Forever for it, is over for me.

They say that letting go of a lost love, no matter how hard and traumatic the loss, how deep and profound the love, is the most essential key to moving on with your life, and opening up new doors.

Today, I decided to let go. But before that, here's one last ode.

I'll never forget the day I first saw you. I saw you first, and the moment I laid eyes on you, I was speechless, and I would never be the same.

You were beautiful.

The chemistry between us, before we'd even touched, was electrifying; all I wanted was you...you're all I thought about, you're all I craved for. I just HAD to have you.

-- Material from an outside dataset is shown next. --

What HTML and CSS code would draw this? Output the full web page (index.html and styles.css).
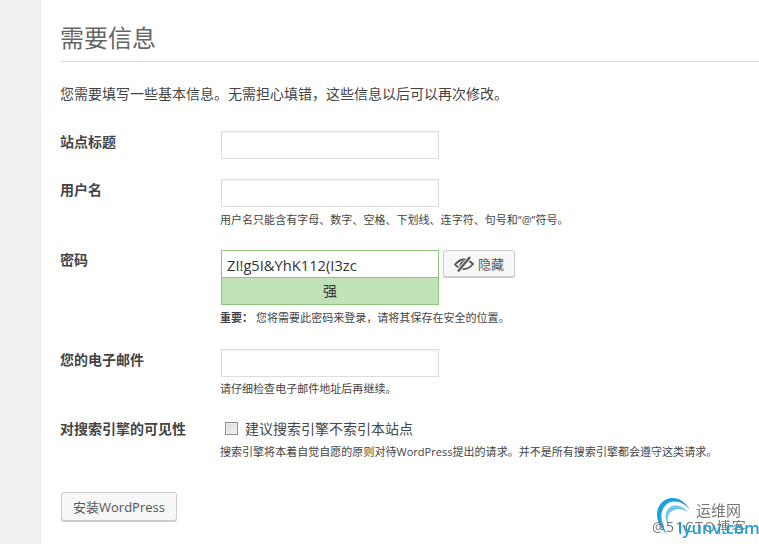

And the first time we touched, it was.... heaven. Beyond heaven. From that moment, I knew you were IT. The One. That special, one and only godsent soulmate that no other could take the place of. Everywhere I went, you were there with me. We stuck together like glue, and it was obvious from the jealous glances from everyone who saw us, that we were special. Looking back, I don't know how I would've made it without you. You kept me warm. You gave me strength. I only had to look at you to remember that I had something to live for, that would never let me down.

But that dreadful day, fate tore us apart. I gambled my chances, did everything I could to get you back, but alas, it was not meant to be. Destiny had made its decision, and nothing I did, no matter how much I mourned, how many tears I cried, I knew deep down, that I could never get you back.

Defeated, I gave in and accepted that what was to be, was to be. But nothing can ever replace the place you held in my heart; you were The One, and nothing could even begin to fill the emptiness of the gaping hole you've left in my life...things will never be the same. And so, a picture of rememberance, of our happier times together.


Oh how I will miss you, my one and only stripey black and white scarf from Portmans, $24.95 RRP. You will be in my heart, forever.

Geez...what did you think I was talking about?!